In an event at Rhinelander's DNR Ranger Station, Walker said it makes sense to move the headquarters closer to state forests and Wisconsin's forest products industry.

"It's not just a branch office--it is the office," Walker said. "The leadership will be here, the team will be here, the partnerships are going to be here."


The state selected Rhinelander after a process that started in 2015. About 40 places in Wisconsin expressed interest in becoming the new home of the forestry division. Forestry becomes the only one of the DNR's five divisions based out of somewhere other than Madison.

"When you just look at the forest products system, so much of it is dependent on people who are either working or located here in the northern part of the state of Wisconsin, so it just makes good sense for us," Walker said.

DNR Chief State Forester Fred Souba will move his office to Rhinelander by December 1. The rest of the leadership team will be in place by January 1, and more workers will come to the city throughout 2018.

"By having the leadership team and the forestry headquarters here, it allows us to have greater interaction and engagement to serve and support the forest industry and forestry stakeholders here in northern Wisconsin," Souba said.

Out of about 450 employees working in the division of forestry statewide, more than 50 work in Madison.

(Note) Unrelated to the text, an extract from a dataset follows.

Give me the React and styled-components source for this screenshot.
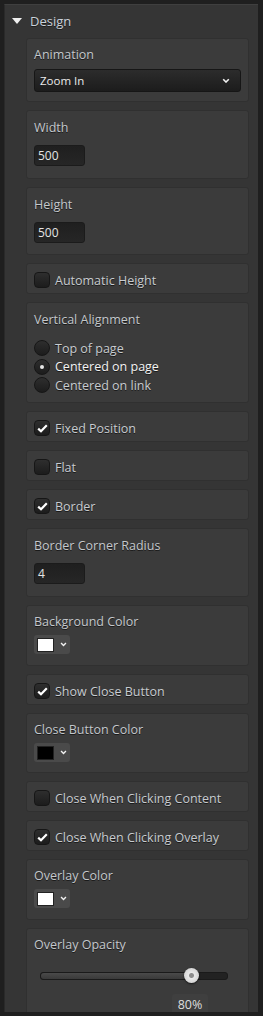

Souba couldn't say whether the majority would eventually move to Rhinelander.

"Washington is detached. Madison is detached. Getting [the headquarters] here in Rhinelander with our forestry businesses is very positive news," said Oneida County Board Chair Dave Hintz. "It's good for economic development, it's good to get government closer to the people that they're regulating and working with. Those are very positive issues."

Rhinelander beat out two other finalists, Wausau and Hayward, to become the new base of the division.

Rhinelander Mayor Dick Johns said the city had been working hard to net the choice.

"It's a beautiful thing to happen to our whole area," Johns said. "[It's] hard to make a living up here, but things are happening a little bit better nowadays in regards to the area."

Last year, members of the state Natural Resources Board raised objections to moving the forestry headquarters, citing high cost. A state estimate found that construction a new headquarters building in Wausau, for example, would cost millions.

But Walker said the cost will be relatively low, as employees will work out of the existing Rhinelander DNR Service Center on Sutliff Avenue.

"We're not looking at a major new construction. We're looking at using existing site space here as a way to accommodate them," Walker said.

A provision in the 2017-2019 state budget required the DNR to move at least the chief state forester to northern Wisconsin by January 1.